--- Begin DATA SEGMENT ---
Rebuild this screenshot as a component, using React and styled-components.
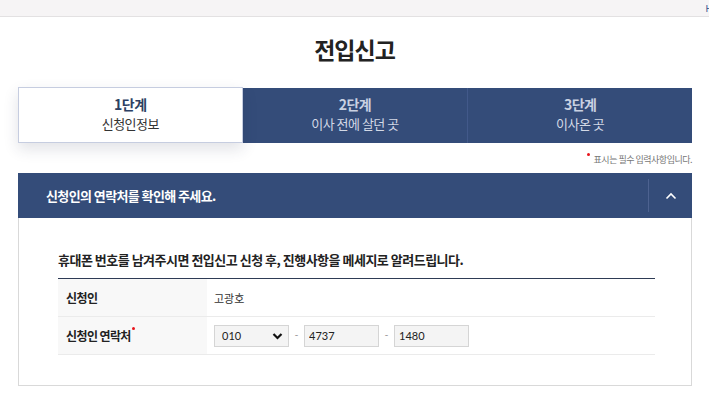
import React from 'react';
import styled, { createGlobalStyle } from 'styled-components';

const GlobalStyle = createGlobalStyle`
  body {
    margin: 0;
    background: #fff;
    font-family: 'Noto Sans CJK KR', 'Noto Sans', sans-serif;
    color: #222;
  }
`;

const TopBar = styled.div`
  height: 16px;
  background: #f6f4f5;
  border-bottom: 1px solid #e3e1e2;
  display: flex;
  justify-content: flex-end;
  align-items: center;
  overflow: hidden;
  font-size: 9px;
  color: #2b4a8a;
  margin-right: -3px;
`;

const Title = styled.h1`
  margin: 0;
  padding-top: 15px;
  height: 55px;
  text-align: center;
  font-size: 23px;
  font-weight: 700;
  letter-spacing: -1px;
  color: #222;
`;

const Container = styled.div`
  margin: 0 17px 0 18px;
`;

const Steps = styled.div`
  display: grid;
  grid-template-columns: repeat(3, 1fr);
  height: 56px;
`;

const Step = styled.div`
  display: flex;
  flex-direction: column;
  align-items: center;
  justify-content: center;
  padding-bottom: 3px;
  box-sizing: border-box;
  letter-spacing: -0.5px;
  background: ${p => (p.$active ? '#fff' : '#344c79')};
  border: ${p => (p.$active ? '1px solid #c6cde0' : 'none')};
  border-left: ${p => (p.$divider ? '1px solid #42598a' : undefined)};
  box-shadow: ${p => (p.$active ? '0 6px 14px rgba(40, 50, 80, 0.14)' : 'none')};
  margin-top: ${p => (p.$active ? '0' : '1px')};
  position: relative;
  z-index: ${p => (p.$active ? 1 : 0)};
`;

const StepNum = styled.div`
  font-size: 14px;
  line-height: 20px;
  font-weight: 700;
  color: ${p => (p.$active ? '#2c3f63' : '#c9d1e2')};
`;

const StepName = styled.div`
  font-size: 13px;
  line-height: 20px;
  color: ${p => (p.$active ? '#333' : '#d3d9e6')};
`;

const Note = styled.div`
  display: flex;
  justify-content: flex-end;
  align-items: flex-start;
  padding: 10px 0 0;
  height: 20px;
  font-size: 9px;
  color: #777;
  letter-spacing: -0.5px;
`;

const RedDot = styled.span`
  display: inline-block;
  width: 3px;
  height: 3px;
  border-radius: 50%;
  background: #e8141b;
  margin: 0 4px 0 0;
`;

const LabelDot = styled(RedDot)`
  margin: 0 0 0 1px;
  vertical-align: 11px;
`;

const PanelHeader = styled.div`
  height: 45px;
  background: #344c79;
  display: flex;
  align-items: center;
  padding-left: 28px;
`;

const PanelTitle = styled.div`
  flex: 1;
  color: #fff;
  font-size: 13px;
  font-weight: 700;
  letter-spacing: -0.6px;
`;

const ToggleBtn = styled.div`
  width: 43px;
  height: 33px;
  border-left: 1px solid #4d6290;
  display: flex;
  align-items: center;
  justify-content: center;
`;

const PanelBody = styled.div`
  border: 1px solid #d9d9d9;
  border-top: none;
  padding: 32px 36px 30px 39px;
`;

const Lead = styled.p`
  margin: 0 0 9px;
  font-size: 13px;
  font-weight: 700;
  letter-spacing: -0.5px;
  color: #222;
`;

const Table = styled.div`
  border-top: 1px solid #2e3b55;
`;

const Row = styled.div`
  display: grid;
  grid-template-columns: 149px 1fr;
  height: 37px;
  border-bottom: 1px solid #ebebeb;
`;

const Label = styled.div`
  background: #f8f8f8;
  display: flex;
  align-items: center;
  padding-left: 8px;
  font-size: 12px;
  font-weight: 700;
  letter-spacing: -0.6px;
  color: #222;
`;

const Value = styled.div`
  display: flex;
  align-items: center;
  padding-left: 7px;
  font-size: 11px;
  color: #333;
`;

const SelectBox = styled.div`
  width: 75px;
  height: 22px;
  box-sizing: border-box;
  background: #f4f4f4;
  border: 1px solid #d5d5d5;
  display: flex;
  align-items: center;
  justify-content: space-between;
  padding: 0 5px 0 7px;
  font-family: 'Lato', 'Noto Sans CJK KR', sans-serif;
  font-size: 11px;
  color: #222;
`;

const Field = styled.input`
  width: 75px;
  height: 22px;
  box-sizing: border-box;
  background: #f4f4f4;
  border: 1px solid #d5d5d5;
  padding: 0 4px;
  font-family: 'Lato', 'Noto Sans CJK KR', sans-serif;
  font-size: 11px;
  color: #222;
  outline: none;
`;

const Dash = styled.span`
  width: 15px;
  text-align: center;
  color: #888;
  font-size: 10px;
  align-self: flex-start;
  margin-top: 9px;
`;

const steps = [
  { num: '1단계', name: '신청인정보' },
  { num: '2단계', name: '이사 전에 살던 곳' },
  { num: '3단계', name: '이사온 곳' }
];

export default function App() {
  return (
    <>
      <GlobalStyle />
      <TopBar>H</TopBar>
      <Title>전입신고</Title>
      <Container>
        <Steps>
          {steps.map((s, i) => (
            <Step key={s.num} $active={i === 0} $divider={i === 2}>
              <StepNum $active={i === 0}>{s.num}</StepNum>
              <StepName $active={i === 0}>{s.name}</StepName>
            </Step>
          ))}
        </Steps>
        <Note>
          <RedDot />
          표시는 필수 입력사항입니다.
        </Note>
        <PanelHeader>
          <PanelTitle>신청인의 연락처를 확인해 주세요.</PanelTitle>
          <ToggleBtn>
            <svg width="12" height="8" viewBox="0 0 12 8">
              <path d="M1.5 6.5 L6 2 L10.5 6.5" fill="none" stroke="#fff" strokeWidth="1.6" />
            </svg>
          </ToggleBtn>
        </PanelHeader>
        <PanelBody>
          <Lead>휴대폰 번호를 남겨주시면 전입신고 신청 후, 진행사항을 메세지로 알려드립니다.</Lead>
          <Table>
            <Row>
              <Label>신청인</Label>
              <Value>고광호</Value>
            </Row>
            <Row>
              <Label>
                <span>
                  신청인 연락처
                  <LabelDot />
                </span>
              </Label>
              <Value>
                <SelectBox>
                  010
                  <svg width="11" height="8" viewBox="0 0 11 8">
                    <path d="M1.5 2 L5.5 6 L9.5 2" fill="none" stroke="#111" strokeWidth="2.2" />
                  </svg>
                </SelectBox>
                <Dash>-</Dash>
                <Field defaultValue="4737" />
                <Dash>-</Dash>
                <Field defaultValue="1480" />
              </Value>
            </Row>
          </Table>
        </PanelBody>
      </Container>
    </>
  );
}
--- End DATA SEGMENT ---
**TASK STATEMENT**
Except for the pictures, copy the material above exactly.

**FULL ANSWER**
Rebuild this screenshot as a component, using React and styled-components.
import React from 'react';
import styled, { createGlobalStyle } from 'styled-components';

const GlobalStyle = createGlobalStyle`
  body {
    margin: 0;
    background: #fff;
    font-family: 'Noto Sans CJK KR', 'Noto Sans', sans-serif;
    color: #222;
  }
`;

const TopBar = styled.div`
  height: 16px;
  background: #f6f4f5;
  border-bottom: 1px solid #e3e1e2;
  display: flex;
  justify-content: flex-end;
  align-items: center;
  overflow: hidden;
  font-size: 9px;
  color: #2b4a8a;
  margin-right: -3px;
`;

const Title = styled.h1`
  margin: 0;
  padding-top: 15px;
  height: 55px;
  text-align: center;
  font-size: 23px;
  font-weight: 700;
  letter-spacing: -1px;
  color: #222;
`;

const Container = styled.div`
  margin: 0 17px 0 18px;
`;

const Steps = styled.div`
  display: grid;
  grid-template-columns: repeat(3, 1fr);
  height: 56px;
`;

const Step = styled.div`
  display: flex;
  flex-direction: column;
  align-items: center;
  justify-content: center;
  padding-bottom: 3px;
  box-sizing: border-box;
  letter-spacing: -0.5px;
  background: ${p => (p.$active ? '#fff' : '#344c79')};
  border: ${p => (p.$active ? '1px solid #c6cde0' : 'none')};
  border-left: ${p => (p.$divider ? '1px solid #42598a' : undefined)};
  box-shadow: ${p => (p.$active ? '0 6px 14px rgba(40, 50, 80, 0.14)' : 'none')};
  margin-top: ${p => (p.$active ? '0' : '1px')};
  position: relative;
  z-index: ${p => (p.$active ? 1 : 0)};
`;

const StepNum = styled.div`
  font-size: 14px;
  line-height: 20px;
  font-weight: 700;
  color: ${p => (p.$active ? '#2c3f63' : '#c9d1e2')};
`;

const StepName = styled.div`
  font-size: 13px;
  line-height: 20px;
  color: ${p => (p.$active ? '#333' : '#d3d9e6')};
`;

const Note = styled.div`
  display: flex;
  justify-content: flex-end;
  align-items: flex-start;
  padding: 10px 0 0;
  height: 20px;
  font-size: 9px;
  color: #777;
  letter-spacing: -0.5px;
`;

const RedDot = styled.span`
  display: inline-block;
  width: 3px;
  height: 3px;
  border-radius: 50%;
  background: #e8141b;
  margin: 0 4px 0 0;
`;

const LabelDot = styled(RedDot)`
  margin: 0 0 0 1px;
  vertical-align: 11px;
`;

const PanelHeader = styled.div`
  height: 45px;
  background: #344c79;
  display: flex;
  align-items: center;
  padding-left: 28px;
`;

const PanelTitle = styled.div`
  flex: 1;
  color: #fff;
  font-size: 13px;
  font-weight: 700;
  letter-spacing: -0.6px;
`;

const ToggleBtn = styled.div`
  width: 43px;
  height: 33px;
  border-left: 1px solid #4d6290;
  display: flex;
  align-items: center;
  justify-content: center;
`;

const PanelBody = styled.div`
  border: 1px solid #d9d9d9;
  border-top: none;
  padding: 32px 36px 30px 39px;
`;

const Lead = styled.p`
  margin: 0 0 9px;
  font-size: 13px;
  font-weight: 700;
  letter-spacing: -0.5px;
  color: #222;
`;

const Table = styled.div`
  border-top: 1px solid #2e3b55;
`;

const Row = styled.div`
  display: grid;
  grid-template-columns: 149px 1fr;
  height: 37px;
  border-bottom: 1px solid #ebebeb;
`;

const Label = styled.div`
  background: #f8f8f8;
  display: flex;
  align-items: center;
  padding-left: 8px;
  font-size: 12px;
  font-weight: 700;
  letter-spacing: -0.6px;
  color: #222;
`;

const Value = styled.div`
  display: flex;
  align-items: center;
  padding-left: 7px;
  font-size: 11px;
  color: #333;
`;

const SelectBox = styled.div`
  width: 75px;
  height: 22px;
  box-sizing: border-box;
  background: #f4f4f4;
  border: 1px solid #d5d5d5;
  display: flex;
  align-items: center;
  justify-content: space-between;
  padding: 0 5px 0 7px;
  font-family: 'Lato', 'Noto Sans CJK KR', sans-serif;
  font-size: 11px;
  color: #222;
`;

const Field = styled.input`
  width: 75px;
  height: 22px;
  box-sizing: border-box;
  background: #f4f4f4;
  border: 1px solid #d5d5d5;
  padding: 0 4px;
  font-family: 'Lato', 'Noto Sans CJK KR', sans-serif;
  font-size: 11px;
  color: #222;
  outline: none;
`;

const Dash = styled.span`
  width: 15px;
  text-align: center;
  color: #888;
  font-size: 10px;
  align-self: flex-start;
  margin-top: 9px;
`;

const steps = [
  { num: '1단계', name: '신청인정보' },
  { num: '2단계', name: '이사 전에 살던 곳' },
  { num: '3단계', name: '이사온 곳' }
];

export default function App() {
  return (
    <>
      <GlobalStyle />
      <TopBar>H</TopBar>
      <Title>전입신고</Title>
      <Container>
        <Steps>
          {steps.map((s, i) => (
            <Step key={s.num} $active={i === 0} $divider={i === 2}>
              <StepNum $active={i === 0}>{s.num}</StepNum>
              <StepName $active={i === 0}>{s.name}</StepName>
            </Step>
          ))}
        </Steps>
        <Note>
          <RedDot />
          표시는 필수 입력사항입니다.
        </Note>
        <PanelHeader>
          <PanelTitle>신청인의 연락처를 확인해 주세요.</PanelTitle>
          <ToggleBtn>
            <svg width="12" height="8" viewBox="0 0 12 8">
              <path d="M1.5 6.5 L6 2 L10.5 6.5" fill="none" stroke="#fff" strokeWidth="1.6" />
            </svg>
          </ToggleBtn>
        </PanelHeader>
        <PanelBody>
          <Lead>휴대폰 번호를 남겨주시면 전입신고 신청 후, 진행사항을 메세지로 알려드립니다.</Lead>
          <Table>
            <Row>
              <Label>신청인</Label>
              <Value>고광호</Value>
            </Row>
            <Row>
              <Label>
                <span>
                  신청인 연락처
                  <LabelDot />
                </span>
              </Label>
              <Value>
                <SelectBox>
                  010
                  <svg width="11" height="8" viewBox="0 0 11 8">
                    <path d="M1.5 2 L5.5 6 L9.5 2" fill="none" stroke="#111" strokeWidth="2.2" />
                  </svg>
                </SelectBox>
                <Dash>-</Dash>
                <Field defaultValue="4737" />
                <Dash>-</Dash>
                <Field defaultValue="1480" />
              </Value>
            </Row>
          </Table>
        </PanelBody>
      </Container>
    </>
  );
}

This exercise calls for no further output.